0 is the initial state. 0 and 4 are the final states. This FST maps phones (from the lexicon) to strings of words which are allowed by the Grammar. However, since the Grammar is so permissive (no restrictions at all on order of words), this looks very similar to the Lexicon FST. It is in fact equivelent to the Kleene closure of the Lexicon FST.

HMM Topology

One could say this was really part of the next step of training. However it is covered in the sample script for this section at /local/tidigits_prepare_lang.sh.

The actual action to be taken is very simple. Understanding why takes some knowledge of HMMs.

The HMM Topology defines how the HMM that is going to be created for the Phones works. In most cases the 3 state Bakis model is used.

To get a idea what is really going on under the hood, read this page of the documentation.

In short, topo files define instructions for how to build Hidden Markov Models (HMMs) – what states are linked to others.
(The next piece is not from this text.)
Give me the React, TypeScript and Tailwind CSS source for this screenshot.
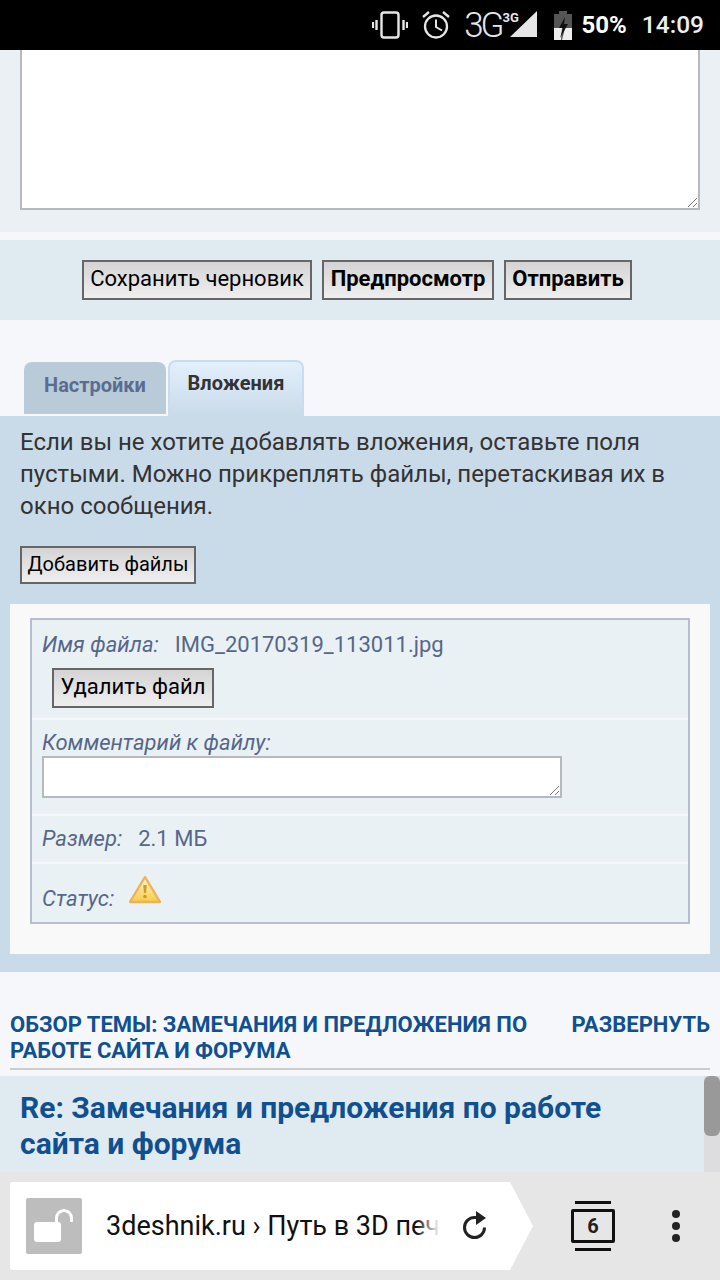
import React from "react";

const font = "font-['Roboto','Liberation_Sans',sans-serif]";
const btn =
  "border-2 border-[#666] bg-gradient-to-b from-[#d4d4d4] to-[#efefef] leading-none text-black flex items-center justify-center whitespace-nowrap pb-[3px]";
const label = "italic text-[#56678a] text-[22px] leading-[26px]";
const value = "text-[#56678a] text-[22px] leading-[26px]";

const StatusBar = () => (
  <div className="h-[50px] bg-black flex items-center justify-end shrink-0 text-[24.5px] font-medium text-[#eeeeee]">
    <svg width="36" height="32" viewBox="0 0 36 32" fill="none">
      <rect x="9.5" y="3.5" width="17" height="25" rx="2.5" stroke="#e6e6e6" strokeWidth="2.4" />
      <path d="M4.5 11v10M31.5 11v10" stroke="#e6e6e6" strokeWidth="2.4" />
      <path d="M1 13v6M35 13v6" stroke="#e6e6e6" strokeWidth="2.2" />
    </svg>
    <svg width="30" height="30" viewBox="0 0 30 30" fill="none" className="ml-[13px]">
      <circle cx="15" cy="16.5" r="11" stroke="#e6e6e6" strokeWidth="2.3" />
      <path d="M15 9.5v7.5l6 3.5" stroke="#e6e6e6" strokeWidth="2" />
      <path d="M2 7l6-5M28 7l-6-5" stroke="#e6e6e6" strokeWidth="2.3" />
    </svg>
    <span className="ml-[13px] text-[35px] font-light leading-none tracking-[-3px] text-[#e6e6e6]">3G</span>
    <div className="relative w-[36px] h-[30px]">
      <span className="absolute left-[1px] top-[1px] text-[13px] font-bold leading-none text-[#e6e6e6]">3G</span>
      <svg width="30" height="30" viewBox="0 0 30 30" className="absolute left-[6px] top-0">
        <path d="M29 1v26H2z" fill="#e6e6e6" />
      </svg>
    </div>
    <svg width="20" height="32" viewBox="0 0 20 32" className="ml-[15px]">
      <path d="M6 2h8v3h5v26H1V5h5z" fill="#555" />
      <path d="M1 19h8l-1 12H1zM12 19h7v12H9z" fill="#efefef" />
      <path d="M12 8l-6 11h4l-3 10 8-14h-4z" fill="#111" />
    </svg>
    <span className="ml-[9px] font-bold text-[24px] leading-none text-white">50%</span>
    <span className="ml-[15px] mr-[16px] leading-none">14:09</span>
  </div>
);

const Tabs = () => (
  <div className="flex h-[56px] pl-[24px] items-start shrink-0">
    <div className="w-[142px] h-[52px] mt-[2px] rounded-t-[8px] bg-[#b9cbd9] flex items-center justify-center pb-[6px] text-[20px] font-bold text-[#5a6d8f]">
      Настройки
    </div>
    <div className="ml-[2px] w-[136px] h-[56px] rounded-t-[8px] border-2 border-b-0 border-[#c9dcee] bg-gradient-to-b from-[#e2f0fc] to-[#c9dae9] flex items-center justify-center pb-[12px] text-[20px] font-bold text-[#333333]">
      Вложения
    </div>
  </div>
);

const Grip = () => (
  <svg width="11" height="11" viewBox="0 0 11 11" className="absolute right-0 bottom-0">
    <path d="M1 10L10 1M6 10l4-4" stroke="#777" strokeWidth="1" />
  </svg>
);

const FileBox = () => (
  <div className="mx-[10px] h-[350px] bg-[#f9f9f9] pt-[14px] px-[20px]">
    <div className="h-[306px] border-2 border-[#b8bccf] bg-[#eaf1f5] flex flex-col">
      <div className="h-[100px] pl-[10px] pt-[11px] border-b-2 border-[#f6f9fb]">
        <div className="flex items-center h-[28px]">
          <span className={label}>Имя файла:</span>
          <span className={`${value} ml-[16px]`}>IMG_20170319_113011.jpg</span>
        </div>
        <div className={`${btn} h-[40px] text-[22px] w-[162px] ml-[10px] mt-[9px]`}>Удалить файл</div>
      </div>
      <div className="h-[96px] pl-[10px] pt-[10px] border-b-2 border-[#f6f9fb]">
        <div className={label}>Комментарий к файлу:</div>
        <div className="w-[520px] h-[42px] bg-white border-2 border-[#b4bac0] relative">
          <Grip />
        </div>
      </div>
      <div className="h-[48px] pl-[10px] flex items-center border-b-2 border-[#f6f9fb]">
        <span className={label}>Размер:</span>
        <span className={`${value} ml-[16px]`}>2.1 МБ</span>
      </div>
      <div className="flex-1 pl-[10px] flex items-start pt-[11px]">
        <span className={`${label} mt-[11px]`}>Статус:</span>
        <svg width="32" height="29" viewBox="0 0 32 29" className="ml-[15px]">
          <defs>
            <linearGradient id="warn" x1="0" y1="0" x2="0" y2="1">
              <stop offset="0" stopColor="#fff6cf" />
              <stop offset="1" stopColor="#f6cc4a" />
            </linearGradient>
          </defs>
          <path d="M16 2L31 27H1z" fill="url(#warn)" stroke="#eeb35a" strokeWidth="2.4" strokeLinejoin="round" />
          <path d="M14.2 10h3.6l-.8 8h-2z" fill="#d09a2c" />
          <circle cx="16" cy="21.5" r="1.8" fill="#d09a2c" />
        </svg>
      </div>
    </div>
  </div>
);

const BottomBar = () => (
  <div className="h-[108px] bg-[#e6e6e6] flex items-center pl-[10px] shrink-0">
    <div className="w-[523px] h-[88px] bg-white rounded-[3px] [clip-path:polygon(0_0,500px_0,523px_50%,500px_100%,0_100%)] flex items-center pl-[16px] shrink-0">
      <svg width="56" height="56" viewBox="0 0 56 56" fill="none" className="shrink-0">
        <rect width="56" height="56" rx="2" fill="#bdbdbd" />
        <rect x="8" y="24" width="27" height="20" rx="3" fill="#fff" />
        <path d="M30.5 24v-4a7.5 7.5 0 0 1 15 0v4" stroke="#fff" strokeWidth="3" />
      </svg>
      <div className="relative w-[334px] ml-[24px] overflow-hidden whitespace-nowrap text-[27px] leading-[32px] text-[#111]">
        3deshnik.ru › Путь в 3D печ
        <div className="absolute right-0 top-0 w-[24px] h-full bg-gradient-to-r from-transparent to-white" />
      </div>
      <svg width="26" height="30" viewBox="0 0 26 30" fill="none" className="ml-[23px] shrink-0">
        <path d="M21.5 16.5A10 10 0 1 1 11.5 6.5h2" stroke="#222" strokeWidth="3" />
        <path d="M13 0l10 7-10 7z" fill="#222" />
      </svg>
    </div>
    <div className="ml-[38px] w-[44px] flex flex-col items-center gap-[5px] shrink-0">
      <div className="w-[36px] h-[3px] bg-[#111]" />
      <div className="w-[44px] h-[34px] border-[3px] border-[#111] rounded-[2px] flex items-center justify-center text-[20px] font-bold leading-none text-[#222]">
        6
      </div>
      <div className="w-[36px] h-[3px] bg-[#111]" />
    </div>
    <div className="ml-[57px] flex flex-col gap-[4px] shrink-0">
      <div className="w-[8px] h-[8px] rounded-full bg-[#222]" />
      <div className="w-[8px] h-[8px] rounded-full bg-[#222]" />
      <div className="w-[8px] h-[8px] rounded-full bg-[#222]" />
    </div>
  </div>
);

export default function App() {
  return (
    <div className={`${font} w-[720px] h-[1280px] overflow-hidden bg-[#f5f7fb] flex flex-col`}>
      <StatusBar />

      <div className="h-[182px] bg-[#eaf0f4] px-[20px] shrink-0">
        <div className="h-[160px] bg-white border-2 border-t-0 border-[#b4bac0] relative">
          <Grip />
        </div>
      </div>

      <div className="mt-[8px] h-[80px] bg-[#e0eaf1] flex items-center justify-center gap-[10px] pr-[6px] shrink-0">
        <div className={`${btn} h-[40px] text-[22px] w-[230px]`}>Сохранить черновик</div>
        <div className={`${btn} h-[40px] text-[22px] w-[172px] font-bold`}>Предпросмотр</div>
        <div className={`${btn} h-[40px] text-[22px] w-[128px] font-bold`}>Отправить</div>
      </div>

      <div className="h-[40px] shrink-0" />
      <Tabs />

      <div className="h-[556px] bg-[#c9dae9] shrink-0">
        <div className="px-[20px] pt-[10px] text-[24px] leading-[32px] text-[#333333]">
          Если вы не хотите добавлять вложения, оставьте поля пустыми. Можно прикреплять файлы, перетаскивая их в окно сообщения.
        </div>
        <div className={`${btn} h-[38px] text-[20px] w-[176px] ml-[20px] mt-[24px]`}>Добавить файлы</div>
        <div className="h-[20px]" />
        <FileBox />
      </div>

      <div className="h-[104px] px-[10px] pt-[40px] shrink-0">
        <div className="h-[58px] border-b-2 border-[#cccccc] flex justify-between text-[22px] leading-[26px] font-bold text-[#10508f]">
          <div className="w-[540px]">ОБЗОР ТЕМЫ: ЗАМЕЧАНИЯ И ПРЕДЛОЖЕНИЯ ПО РАБОТЕ САЙТА И ФОРУМА</div>
          <div>РАЗВЕРНУТЬ</div>
        </div>
      </div>

      <div className="h-[96px] flex shrink-0">
        <div className="w-[704px] bg-[#e0eaf1] pl-[20px] pr-[60px] pt-[14px] text-[30px] leading-[36px] font-bold text-[#10508f]">
          Re: Замечания и предложения по работе сайта и форума
        </div>
        <div className="w-[16px] bg-[#dddddf]">
          <div className="h-[60px] bg-[#999999] rounded-[6px]" />
        </div>
      </div>

      <BottomBar />
    </div>
  );
}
The topo file is expressed in a almost-XML language (not quiet XML as not all opened tags have close tags, only ones that have other elements nested inside them.). Kaldi uses this, and will eventually at some point internally produce a WFST that is the HMM. Which you might find in literature referred to as H, to go with the lexicon L and the grammar G.

In practice

All that is required is to copy the template 3 state Bakis from conf/topo.protp, and use sed to replace NONSILENCEPHONES, and SILENCEPHONES, with space separated lists of the integer representation of the nonsilent and silent phones respectively.

Validating Everything has been done correctly so far

This step is actually carried out in run.sh rather than in the local/tidigits_prepare_lang.sh.

util/validate_lang.pl takes a single argument – the path to the lang folder. It then validates that all things have been set up correctly. However there are some warnings for the TIDIGITs setup.

To quote run.sh:

utils/validate_lang.pl data/lang/ Note; this actually does report errors, and exits with status 1, but we’ve checked them and seen that they don’t matter (this setup doesn’t have any disambiguation symbols, and the script doesn’t like that).